Sex games certainly have their place among interesting leisure-time activities. But what has happened to sexuality as an initiation into the realm of the sacred? Must we borrow from the Tantric tradition of the Orient to learn of illumination by the sexual path? No, we have in our own cultural past an alternative to both the Judeo-Christian attitude of sexual repression and its corollary, contemporary sexual promiscuity and the insignificance that accompanies it.

It is this point of view that I propose to develop in the following chapters. But before imagining a rebirth of Aphrodite, let us take a look at the myths surrounding her birth.

The Marriage of Heaven and Earth

The great and amorous sky curved over the earth, and lay upon her as a pure lover.
The rain, the humid flux descending from heaven for both man and animal, for both thick and strong, germinated the wheat, swelled the furrows with fecund mud and brought forth the buds in the orchards.
And it is I who empowered these moist espousals, I, the great Aphrodite …
Aeschylus, The Danaids

The numerous myths concerning the birth of Aphrodite vary according to epoch, ideology, and place of origin. Inasmuch as our task is neither that of a Hellenist nor that of a historian, we may use and mix many variants of this myth, since each one reveals a different aspect of our consciousness.

The elements of the Aphrodite myth gathered by Charlene Spretnak and rendered in poetic form acquaint us with the goddess in her most simple aspect, the one closest to the human and to nature:

Life was young and frail when Aphrodite arose with the breath of renewal. Borne by gentle winds on the eastern sea, she alighted on the island of Cyprus. So graceful and alluring was the Goddess that the Seasons rushed to meet her, imploring her alway, to stay. Aphrodite smiled. Her stay would be never-ending, her work never complete. She crossed the pebbled beach and wandered over the hills and plains, seeking out all living creatures. Magically she touched them with desire, and sent them off in joyous pairs. She blessed the females’ wombs, guarded them as they grew, and warded off love’s pains at birth. Everywhere, Aphrodite drew forth the hidden promise of life. Every day she kissed the earth with morning dew. The wanderings of the Goddess carried her far, yet each spring she returned with her doves to Cyprus for her sacred bath at Paphos. There she was attended by her Graces: Flowering, Growth, Beauty, Joy, and Radiance. They crowned her with myrtle and laid a path of rose petals at her feet. Aphrodite walked into the sea, into the pulsing moon rhythms of the tide. When she emerged with her spirit renewed, spring blossomed fully and all beings felt her joy. Through seasons, years, eras, Aphrodite’s mysteries remain inviolable, for she alone understands the love that begets life. [1]

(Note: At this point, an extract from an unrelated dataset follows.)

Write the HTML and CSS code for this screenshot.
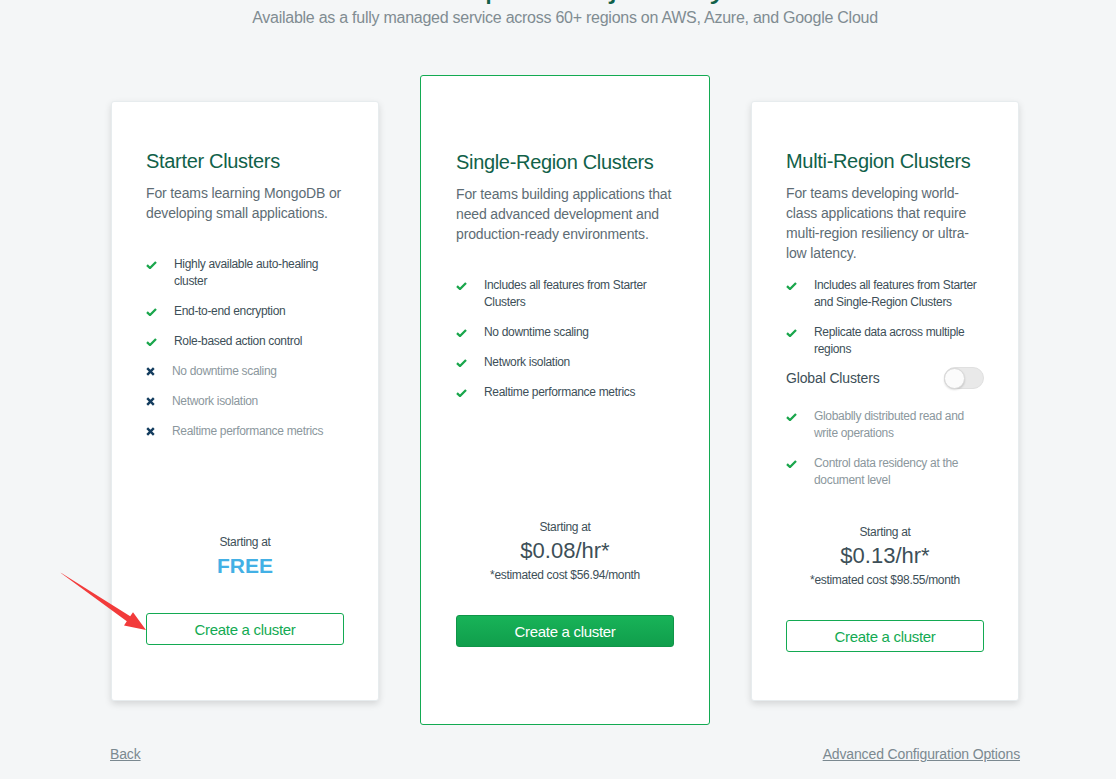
FILE: index.html
```html
<!DOCTYPE html>
<html lang="en">
<head>
<meta charset="utf-8">
<title>Choose a path</title>
<link rel="stylesheet" href="styles.css">
</head>
<body>
<div class="page">
  <header class="intro">
    <h1 class="intro-title">Choose a path. Adjust anytime.</h1>
    <p class="intro-sub">Available as a fully managed service across 60+ regions on AWS, Azure, and Google Cloud</p>
  </header>

  <main class="plans">
    <section class="card card-side card-starter">
      <h2 class="card-title">Starter Clusters</h2>
      <p class="card-desc">For teams learning MongoDB or developing small applications.</p>
      <ul class="features">
        <li class="feat"><span class="ico ico-check"><svg width="11" height="8" viewBox="0 0 11 8"><path d="M1 4.2 L4 7 L10 1" fill="none" stroke="#1aa64c" stroke-width="2.3"/></svg></span><span>Highly available auto-healing cluster</span></li>
        <li class="feat"><span class="ico ico-check"><svg width="11" height="8" viewBox="0 0 11 8"><path d="M1 4.2 L4 7 L10 1" fill="none" stroke="#1aa64c" stroke-width="2.3"/></svg></span><span>End-to-end encryption</span></li>
        <li class="feat"><span class="ico ico-check"><svg width="11" height="8" viewBox="0 0 11 8"><path d="M1 4.2 L4 7 L10 1" fill="none" stroke="#1aa64c" stroke-width="2.3"/></svg></span><span>Role-based action control</span></li>
        <li class="feat feat-off"><span class="ico ico-x"><svg width="9" height="9" viewBox="0 0 9 9"><path d="M1.2 1.2 L7.8 7.8 M7.8 1.2 L1.2 7.8" fill="none" stroke="#133c5e" stroke-width="2.4"/></svg></span><span>No downtime scaling</span></li>
        <li class="feat feat-off"><span class="ico ico-x"><svg width="9" height="9" viewBox="0 0 9 9"><path d="M1.2 1.2 L7.8 7.8 M7.8 1.2 L1.2 7.8" fill="none" stroke="#133c5e" stroke-width="2.4"/></svg></span><span>Network isolation</span></li>
        <li class="feat feat-off"><span class="ico ico-x"><svg width="9" height="9" viewBox="0 0 9 9"><path d="M1.2 1.2 L7.8 7.8 M7.8 1.2 L1.2 7.8" fill="none" stroke="#133c5e" stroke-width="2.4"/></svg></span><span>Realtime performance metrics</span></li>
      </ul>
      <div class="pricing">
        <div class="pricing-label">Starting at</div>
        <div class="pricing-free">FREE</div>
      </div>
      <button class="btn btn-outline btn-starter">Create a cluster</button>
    </section>

    <section class="card card-featured">
      <h2 class="card-title">Single-Region Clusters</h2>
      <p class="card-desc">For teams building applications that need advanced development and production-ready environments.</p>
      <ul class="features">
        <li class="feat"><span class="ico ico-check"><svg width="11" height="8" viewBox="0 0 11 8"><path d="M1 4.2 L4 7 L10 1" fill="none" stroke="#1aa64c" stroke-width="2.3"/></svg></span><span>Includes all features from Starter Clusters</span></li>
        <li class="feat"><span class="ico ico-check"><svg width="11" height="8" viewBox="0 0 11 8"><path d="M1 4.2 L4 7 L10 1" fill="none" stroke="#1aa64c" stroke-width="2.3"/></svg></span><span>No downtime scaling</span></li>
        <li class="feat"><span class="ico ico-check"><svg width="11" height="8" viewBox="0 0 11 8"><path d="M1 4.2 L4 7 L10 1" fill="none" stroke="#1aa64c" stroke-width="2.3"/></svg></span><span>Network isolation</span></li>
        <li class="feat"><span class="ico ico-check"><svg width="11" height="8" viewBox="0 0 11 8"><path d="M1 4.2 L4 7 L10 1" fill="none" stroke="#1aa64c" stroke-width="2.3"/></svg></span><span>Realtime performance metrics</span></li>
      </ul>
      <div class="pricing">
        <div class="pricing-label">Starting at</div>
        <div class="pricing-price">$0.08/hr*</div>
        <div class="pricing-est">*estimated cost $56.94/month</div>
      </div>
      <button class="btn btn-solid">Create a cluster</button>
    </section>

    <section class="card card-side card-multi">
      <h2 class="card-title">Multi-Region Clusters</h2>
      <p class="card-desc card-desc-tight">For teams developing world-class applications that require multi-region resiliency or ultra-low latency.</p>
      <ul class="features">
        <li class="feat"><span class="ico ico-check"><svg width="11" height="8" viewBox="0 0 11 8"><path d="M1 4.2 L4 7 L10 1" fill="none" stroke="#1aa64c" stroke-width="2.3"/></svg></span><span>Includes all features from Starter and Single-Region Clusters</span></li>
        <li class="feat"><span class="ico ico-check"><svg width="11" height="8" viewBox="0 0 11 8"><path d="M1 4.2 L4 7 L10 1" fill="none" stroke="#1aa64c" stroke-width="2.3"/></svg></span><span>Replicate data across multiple regions</span></li>
      </ul>
      <div class="global-row">
        <span class="global-label">Global Clusters</span>
        <span class="toggle"><span class="toggle-knob"></span></span>
      </div>
      <ul class="features features-global">
        <li class="feat feat-dim"><span class="ico ico-check"><svg width="11" height="8" viewBox="0 0 11 8"><path d="M1 4.2 L4 7 L10 1" fill="none" stroke="#1aa64c" stroke-width="2.3"/></svg></span><span>Globablly distributed read and write operations</span></li>
        <li class="feat feat-dim"><span class="ico ico-check"><svg width="11" height="8" viewBox="0 0 11 8"><path d="M1 4.2 L4 7 L10 1" fill="none" stroke="#1aa64c" stroke-width="2.3"/></svg></span><span>Control data residency at the document level</span></li>
      </ul>
      <div class="pricing">
        <div class="pricing-label">Starting at</div>
        <div class="pricing-price">$0.13/hr*</div>
        <div class="pricing-est">*estimated cost $98.55/month</div>
      </div>
      <button class="btn btn-outline">Create a cluster</button>
    </section>
  </main>

  <footer class="footer">
    <a class="footer-link" href="#">Back</a>
    <a class="footer-link" href="#">Advanced Configuration Options</a>
  </footer>
</div>

<svg class="annotation-arrow" width="100" height="75" viewBox="55 565 100 75">
  <polygon fill="#f23b3b" points="60.5,572.5 61.5,573.5 126.8,621.3 124,625.4 146,630 133,612.2 130.2,616.3"/>
</svg>
</body>
</html>
```

FILE: styles.css
```css
* {
  box-sizing: border-box;
}

html, body {
  margin: 0;
  padding: 0;
}

body {
  background: #f4f6f7;
  font-family: "Liberation Sans", Arial, sans-serif;
  color: #3d4f58;
  letter-spacing: -0.02em;
  width: 1116px;
  height: 779px;
  overflow: hidden;
  position: relative;
}

.page {
  width: 908px;
  margin-left: 111px;
}

.intro {
  text-align: center;
}

.intro-title {
  margin: -35px 0 0;
  font-size: 34px;
  line-height: 40px;
  font-weight: 400;
  color: #116149;
  letter-spacing: 0;
}

.intro-sub {
  margin: 3px 0 0;
  font-size: 16px;
  line-height: 20px;
  color: #808c92;
  letter-spacing: -0.016em;
}

.plans {
  display: flex;
  align-items: flex-start;
  gap: 41px;
  margin-top: 47px;
}

.card {
  background: #ffffff;
  border: 1px solid #e7ecee;
  border-radius: 3px;
  display: flex;
  flex-direction: column;
  padding: 47px 34px 55px;
}

.card-side {
  width: 268px;
  height: 600px;
  margin-top: 26px;
  box-shadow: 0 3px 7px rgba(0, 0, 0, 0.13);
}

.card-multi {
  padding-bottom: 48px;
}

.card-featured {
  width: 290px;
  height: 650px;
  border-color: #13aa52;
  padding: 74px 35px 77px;
}

.card-title {
  margin: 0;
  font-size: 20px;
  line-height: 24px;
  font-weight: 400;
  color: #116149;
}

.card-desc {
  margin: 10px 0 33px;
  font-size: 14px;
  line-height: 20px;
  color: #5d6c74;
  letter-spacing: -0.01em;
}

.card-desc-tight {
  margin-bottom: 14px;
}

.features {
  list-style: none;
  margin: 0;
  padding: 0;
  display: flex;
  flex-direction: column;
  gap: 13px;
}

.feat {
  display: flex;
  align-items: flex-start;
  font-size: 12px;
  line-height: 17px;
  color: #3d4f58;
}

.feat-off,
.feat-dim {
  color: #8b979d;
}

.ico {
  flex: none;
  width: 28px;
  height: 17px;
  display: flex;
  align-items: center;
}

.ico-x {
  width: 26px;
}

.ico svg {
  display: block;
}

.global-row {
  display: flex;
  align-items: center;
  justify-content: space-between;
  height: 22px;
  margin: 9px 0 19px;
}

.global-label {
  font-size: 14px;
  line-height: 20px;
  color: #3d4f58;
  letter-spacing: -0.01em;
}

.toggle {
  width: 40px;
  height: 22px;
  border-radius: 11px;
  background: #e9e9e9;
  border: 1px solid #e0e0e0;
  display: flex;
  align-items: center;
}

.toggle-knob {
  width: 21px;
  height: 21px;
  margin-left: -1px;
  border-radius: 50%;
  background: #fbfbfb;
  border: 1px solid #d8d8d8;
  box-shadow: 0 1px 2px rgba(0, 0, 0, 0.15);
}

.pricing {
  margin-top: auto;
  text-align: center;
}

.pricing-label {
  font-size: 12px;
  line-height: 16px;
  color: #3d4f58;
}

.pricing-price {
  font-size: 22px;
  line-height: 32px;
  color: #3d4f58;
  letter-spacing: 0;
}

.pricing-free {
  font-size: 21px;
  line-height: 32px;
  font-weight: 700;
  color: #43b0e5;
  letter-spacing: 0;
}

.pricing-est {
  font-size: 12px;
  line-height: 16px;
  color: #3d4f58;
}

.btn {
  display: block;
  width: 100%;
  height: 32px;
  margin-top: 32px;
  border-radius: 3px;
  font-family: "Liberation Sans", Arial, sans-serif;
  font-size: 15px;
  letter-spacing: -0.02em;
  cursor: pointer;
  padding: 0;
}

.btn-starter {
  margin-top: 31px;
}

.btn-outline {
  background: #ffffff;
  border: 1px solid #13aa52;
  color: #13aa52;
}

.btn-solid {
  background: linear-gradient(#18b358, #109e4c);
  border: 1px solid #0f9548;
  color: #ffffff;
}

.footer {
  display: flex;
  justify-content: space-between;
  margin-top: 19px;
}

.footer-link {
  font-size: 14px;
  line-height: 20px;
  color: #7b8990;
  text-decoration: underline;
  letter-spacing: -0.01em;
}

.footer-link:first-child {
  margin-left: -1px;
}

.footer-link:last-child {
  margin-right: -1px;
}

.annotation-arrow {
  position: absolute;
  left: 55px;
  top: 565px;
  pointer-events: none;
}
```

Our most sexual goddess, therefore, was born of the sea foam. If we believe or fancy that every human being has somewhere, buried within his cells, not only the memory of his own intra-uterine life, but also the unconscious memory of the origin of all life in ocean’s depths, we can see also how sexuality stimulates this fantasy. Do we not very often, and very simply, associate the movements of making love with the movement of the waves, the salty odors of the sea with certain good odors of sex? And do we not feel, on going to the sea, a sense of return to our origin, to the rhythm of the waves, and to the moist?

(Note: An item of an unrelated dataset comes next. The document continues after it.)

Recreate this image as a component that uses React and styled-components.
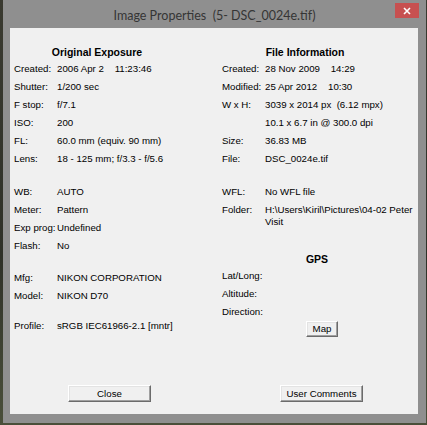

On the small beach of Paphos, where Aphrodite is reputed to have first set foot the manner in which the sea advances upon the round, pink pebbles of the long shoreline produces a peculiarly sensuous rhythm. The penetration of the sea is powerful, the retreat slow and foamy. The rustling water on the pebbles, so powerful that we cannot hear anything else; the penetrating water, the hypnotic cadence, the seductive foam, the enveloping ocean: Aphrodite comes to us.